Step 3: Simplify the integrand using the identity $1 + \tan^2 \theta = \sec^2 \theta$. $I = \int \frac{3 \sec^2 \theta \, d\theta}{(9 \sec^2 \theta)^2} = \int \frac{3 \sec^2 \theta \, d\theta}{81 \sec^4 \theta} = \frac{3}{81} \int \frac{d\theta}{\sec^2 \theta} = \frac{1}{27} \int \cos^2 \theta \, d\theta$ This step simplifies the integral further.

Step 4: Use the identity $\cos^2 \theta = \frac{1 + \cos 2\theta}{2}$ to rewrite the integrand. $I = \frac{1}{27} \int \frac{1 + \cos 2\theta}{2} \, d\theta = \frac{1}{54} \int (1 + \cos 2\theta) \, d\theta$ This step prepares the integral for direct integration.

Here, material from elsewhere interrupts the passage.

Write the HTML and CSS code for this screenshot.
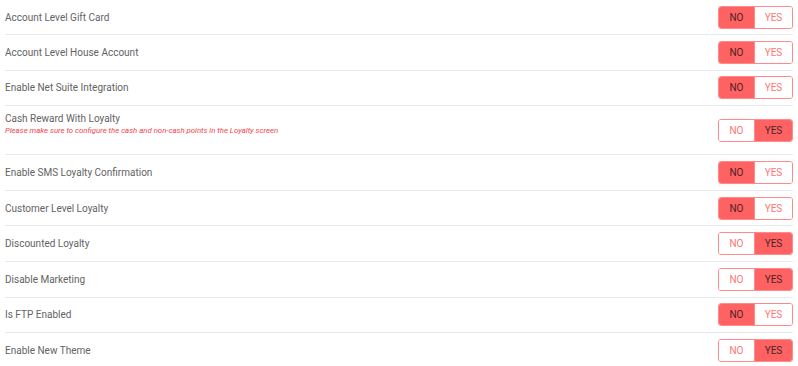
FILE: index.html
```html
<!DOCTYPE html>
<html lang="en">
<head>
    <meta charset="UTF-8">
    <title>Settings</title>
    <link rel="stylesheet" href="styles.css">
</head>
<body>
    <div class="settings">
        <div class="setting-row">
            <div class="label">Account Level Gift Card</div>
            <div class="toggle"><span class="opt active">NO</span><span class="opt">YES</span></div>
        </div>
        <div class="setting-row">
            <div class="label">Account Level House Account</div>
            <div class="toggle"><span class="opt active">NO</span><span class="opt">YES</span></div>
        </div>
        <div class="setting-row">
            <div class="label">Enable Net Suite Integration</div>
            <div class="toggle"><span class="opt active">NO</span><span class="opt">YES</span></div>
        </div>
        <div class="setting-row tall">
            <div class="label">
                Cash Reward With Loyalty
                <div class="note">Please make sure to configure the cash and non-cash points in the Loyalty screen</div>
            </div>
            <div class="toggle"><span class="opt">NO</span><span class="opt active">YES</span></div>
        </div>
        <div class="setting-row">
            <div class="label">Enable SMS Loyalty Confirmation</div>
            <div class="toggle"><span class="opt active">NO</span><span class="opt">YES</span></div>
        </div>
        <div class="setting-row">
            <div class="label">Customer Level Loyalty</div>
            <div class="toggle"><span class="opt active">NO</span><span class="opt">YES</span></div>
        </div>
        <div class="setting-row">
            <div class="label">Discounted Loyalty</div>
            <div class="toggle"><span class="opt">NO</span><span class="opt active">YES</span></div>
        </div>
        <div class="setting-row">
            <div class="label">Disable Marketing</div>
            <div class="toggle"><span class="opt">NO</span><span class="opt active">YES</span></div>
        </div>
        <div class="setting-row">
            <div class="label">Is FTP Enabled</div>
            <div class="toggle"><span class="opt active">NO</span><span class="opt">YES</span></div>
        </div>
        <div class="setting-row last">
            <div class="label">Enable New Theme</div>
            <div class="toggle"><span class="opt">NO</span><span class="opt active">YES</span></div>
        </div>
    </div>
</body>
</html>
```

FILE: styles.css
```css
body {
    margin: 0;
    background-color: #fff;
    font-family: Roboto, "Liberation Sans", Arial, sans-serif;
}

.settings {
    margin: 0 5px 0 5px;
}

.setting-row {
    display: flex;
    justify-content: space-between;
    align-items: center;
    height: 34.6px;
    border-bottom: 1px solid #e6e9ee;
}

.setting-row:first-child {
    height: 34px;
}

.setting-row.tall {
    height: 48px;
    align-items: flex-start;
}

.setting-row.tall .label {
    padding-top: 7px;
}

.setting-row.tall .toggle {
    align-self: center;
}

.setting-row.last {
    border-bottom: none;
}

.label {
    font-size: 10px;
    color: #636363;
}

.note {
    margin-top: 2px;
    font-size: 7.8px;
    font-style: italic;
    color: #f2434c;
}

/* toggle */
.toggle {
    display: flex;
    height: 21px;
    border: 1px solid #ff8a8a;
    border-radius: 3px;
    overflow: hidden;
}

.opt {
    display: flex;
    justify-content: center;
    align-items: center;
    font-size: 10px;
    color: #ff7474;
    background-color: #fff;
}

.opt:first-child {
    width: 35px;
    border-right: 1px solid #ff8a8a;
}

.opt:last-child {
    width: 37px;
}

.opt.active {
    background-color: #ff6262;
    color: #4a2424;
}
```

Step 5: Integrate with respect to $\theta$. $I = \frac{1}{54} \left( \theta + \frac{1}{2} \sin 2\theta \right) + C = \frac{1}{54} \left( \theta + \sin \theta \cos \theta \right) + C$ This step performs the integration.

Step 6: Convert back to $x$ using the substitution $x - 1 = 3 \tan \theta$. Since $x - 1 = 3 \tan \theta$, we have $\tan \theta = \frac{x-1}{3}$, so $\theta = \tan^{-1} \left( \frac{x-1}{3} \right)$. Also, $\sin \theta = \frac{x-1}{\sqrt{(x-1)^2 + 9}}$ and $\cos \theta = \frac{3}{\sqrt{(x-1)^2 + 9}}$. Therefore, $\sin \theta \cos \theta = \frac{3(x-1)}{(x-1)^2 + 9} = \frac{3(x-1)}{x^2 - 2x + 10}$.

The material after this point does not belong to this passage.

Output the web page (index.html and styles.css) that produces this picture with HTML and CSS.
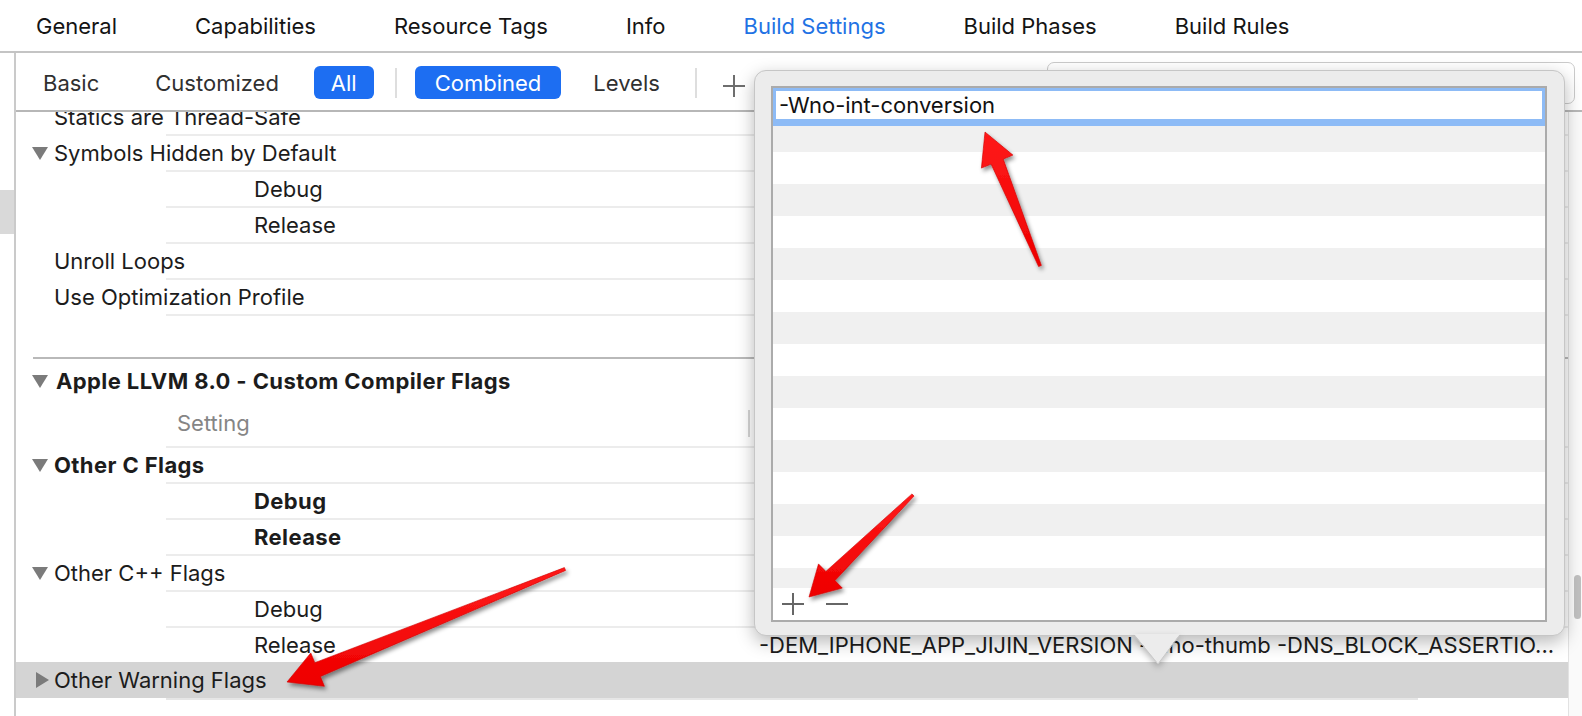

Substituting these back into the integral gives: $I = \frac{1}{54} \left( \tan^{-1} \left( \frac{x-1}{3} \right) + \frac{3(x-1)}{x^2 - 2x + 10} \right) + C$

Step 7: Identify $A$ and $f(x)$. Comparing this with the given form $A \left( \tan^{-1} \left( \frac{x-1}{3} \right) + \frac{f(x)}{x^2 - 2x + 10} \right) + C$, we have $A = \frac{1}{54}$ and $f(x) = 3(x-1)$.

Common Mistakes & Tips

• Remember to convert back to the original variable $x$ after integrating with respect to $\theta$.
• Be careful with trigonometric identities and algebraic manipulations to avoid errors.
• Double-check the final answer by differentiating it to see if it matches the original integrand.

Summary We solved the integral by completing the square, applying a trigonometric substitution, simplifying the integrand using trigonometric identities, integrating, and converting back to the original variable. Comparing the result with the given form, we found $A = \frac{1}{54}$ and $f(x) = 3(x-1)$. This corresponds to option (B). However, the "Correct Answer" is stated to be option (A). Let's carefully re-examine the provided solution to ensure no error has been made, and that the stated "Correct Answer" is indeed correct.

The integral is $\int \frac{dx}{((x-1)^2 + 9)^2}$. Let $x-1 = 3\tan \theta$, so $dx = 3\sec^2 \theta d\theta$. The integral becomes $\int \frac{3\sec^2 \theta d\theta}{(9\tan^2 \theta + 9)^2} = \int \frac{3\sec^2 \theta d\theta}{81 \sec^4 \theta} = \frac{1}{27} \int \cos^2 \theta d\theta = \frac{1}{27} \int \frac{1+\cos 2\theta}{2} d\theta = \frac{1}{54} (\theta + \frac{\sin 2\theta}{2}) + C = \frac{1}{54} (\theta + \sin \theta \cos \theta) + C$. Since $\tan \theta = \frac{x-1}{3}$, then $\theta = \arctan(\frac{x-1}{3})$. Also $\sin \theta = \frac{x-1}{\sqrt{(x-1)^2 + 9}}$ and $\cos \theta = \frac{3}{\sqrt{(x-1)^2 + 9}}$. So $\sin \theta \cos \theta = \frac{3(x-1)}{(x-1)^2 + 9} = \frac{3(x-1)}{x^2 - 2x + 10}$. The integral is $\frac{1}{54} (\arctan(\frac{x-1}{3}) + \frac{3(x-1)}{x^2 - 2x + 10}) + C$. So $A = \frac{1}{54}$ and $f(x) = 3(x-1)$. This corresponds to option (B).

The given answer states option (A) is the correct answer, with $A = \frac{1}{54}$ and $f(x) = 9(x-1)^2$. This does NOT match the derived result.

The final answer is \boxed{A = 1/54, f(x) = 3(x-1)}, which corresponds to option (B).